__Short task__
Filter the entries below, keeping only lines with the word "this".

__Supplied records__
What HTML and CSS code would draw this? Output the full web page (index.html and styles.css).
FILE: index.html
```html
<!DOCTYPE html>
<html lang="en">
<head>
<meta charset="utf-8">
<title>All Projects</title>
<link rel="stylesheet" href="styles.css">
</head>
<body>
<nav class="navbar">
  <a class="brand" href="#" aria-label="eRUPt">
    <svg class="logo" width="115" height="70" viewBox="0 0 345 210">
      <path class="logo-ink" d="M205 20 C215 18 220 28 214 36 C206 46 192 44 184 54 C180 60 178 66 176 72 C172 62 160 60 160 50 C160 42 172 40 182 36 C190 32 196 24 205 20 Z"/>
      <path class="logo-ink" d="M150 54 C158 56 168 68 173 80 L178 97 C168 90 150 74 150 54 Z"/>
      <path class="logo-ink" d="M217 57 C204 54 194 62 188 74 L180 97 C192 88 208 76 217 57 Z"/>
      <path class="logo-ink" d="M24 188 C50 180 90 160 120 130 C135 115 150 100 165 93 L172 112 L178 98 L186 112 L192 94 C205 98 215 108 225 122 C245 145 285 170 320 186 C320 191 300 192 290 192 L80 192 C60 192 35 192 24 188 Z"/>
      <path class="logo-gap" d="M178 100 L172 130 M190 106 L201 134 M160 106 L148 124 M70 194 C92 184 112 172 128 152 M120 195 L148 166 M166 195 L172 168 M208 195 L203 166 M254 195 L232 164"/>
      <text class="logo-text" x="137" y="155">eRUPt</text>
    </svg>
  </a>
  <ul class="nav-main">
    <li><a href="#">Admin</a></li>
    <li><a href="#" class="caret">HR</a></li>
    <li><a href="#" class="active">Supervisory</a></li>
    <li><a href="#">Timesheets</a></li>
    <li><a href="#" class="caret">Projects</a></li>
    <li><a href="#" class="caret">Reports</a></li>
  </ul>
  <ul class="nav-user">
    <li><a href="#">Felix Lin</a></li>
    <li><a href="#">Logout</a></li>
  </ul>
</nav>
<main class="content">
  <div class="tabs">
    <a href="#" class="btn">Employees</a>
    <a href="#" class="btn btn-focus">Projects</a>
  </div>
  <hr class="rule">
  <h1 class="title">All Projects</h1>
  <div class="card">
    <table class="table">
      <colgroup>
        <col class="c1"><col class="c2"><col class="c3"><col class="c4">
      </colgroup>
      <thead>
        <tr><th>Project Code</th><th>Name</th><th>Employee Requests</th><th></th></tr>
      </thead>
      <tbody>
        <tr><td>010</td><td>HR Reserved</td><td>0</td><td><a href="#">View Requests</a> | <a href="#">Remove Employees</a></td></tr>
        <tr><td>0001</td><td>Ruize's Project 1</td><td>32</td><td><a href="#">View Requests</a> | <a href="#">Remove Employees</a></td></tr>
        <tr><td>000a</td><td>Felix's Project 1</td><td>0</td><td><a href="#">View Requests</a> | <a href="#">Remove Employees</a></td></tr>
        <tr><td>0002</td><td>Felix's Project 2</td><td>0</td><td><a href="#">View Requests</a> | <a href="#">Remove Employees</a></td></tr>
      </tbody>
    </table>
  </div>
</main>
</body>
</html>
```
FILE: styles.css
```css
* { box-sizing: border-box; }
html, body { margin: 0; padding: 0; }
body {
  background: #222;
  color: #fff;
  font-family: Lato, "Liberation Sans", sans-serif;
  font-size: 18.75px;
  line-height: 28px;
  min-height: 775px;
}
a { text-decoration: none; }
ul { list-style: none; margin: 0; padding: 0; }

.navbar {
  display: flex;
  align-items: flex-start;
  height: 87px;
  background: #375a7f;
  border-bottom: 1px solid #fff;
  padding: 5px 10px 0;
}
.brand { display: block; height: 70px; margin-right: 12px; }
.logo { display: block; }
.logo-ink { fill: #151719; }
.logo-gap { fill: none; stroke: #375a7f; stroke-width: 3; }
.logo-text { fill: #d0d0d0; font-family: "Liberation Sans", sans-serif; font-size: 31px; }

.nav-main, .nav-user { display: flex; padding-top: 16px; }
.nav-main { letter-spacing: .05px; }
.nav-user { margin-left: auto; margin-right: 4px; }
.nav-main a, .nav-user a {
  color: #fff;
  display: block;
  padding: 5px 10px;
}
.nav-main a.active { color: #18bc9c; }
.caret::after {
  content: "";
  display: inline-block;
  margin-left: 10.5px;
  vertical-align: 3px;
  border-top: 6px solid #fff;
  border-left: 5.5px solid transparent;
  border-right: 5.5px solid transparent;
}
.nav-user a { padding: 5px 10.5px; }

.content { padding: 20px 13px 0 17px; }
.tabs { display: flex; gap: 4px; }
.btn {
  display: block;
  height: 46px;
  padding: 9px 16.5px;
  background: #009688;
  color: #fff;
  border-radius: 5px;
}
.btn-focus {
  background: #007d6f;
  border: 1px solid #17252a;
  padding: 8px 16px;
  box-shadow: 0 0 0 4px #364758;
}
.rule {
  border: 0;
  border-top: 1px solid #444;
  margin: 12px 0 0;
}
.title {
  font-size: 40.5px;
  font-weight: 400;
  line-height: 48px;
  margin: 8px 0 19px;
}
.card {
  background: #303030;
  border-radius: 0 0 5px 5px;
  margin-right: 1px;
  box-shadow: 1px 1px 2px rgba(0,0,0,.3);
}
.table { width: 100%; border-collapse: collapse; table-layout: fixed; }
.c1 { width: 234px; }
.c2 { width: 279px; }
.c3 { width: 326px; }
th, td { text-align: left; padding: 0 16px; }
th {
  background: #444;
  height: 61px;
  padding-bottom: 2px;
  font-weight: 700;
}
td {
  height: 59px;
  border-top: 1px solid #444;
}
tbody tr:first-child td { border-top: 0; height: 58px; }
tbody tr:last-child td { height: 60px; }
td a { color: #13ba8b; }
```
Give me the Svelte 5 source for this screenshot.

__Solution__
What HTML and CSS code would draw this? Output the full web page (index.html and styles.css).
Give me the Svelte 5 source for this screenshot.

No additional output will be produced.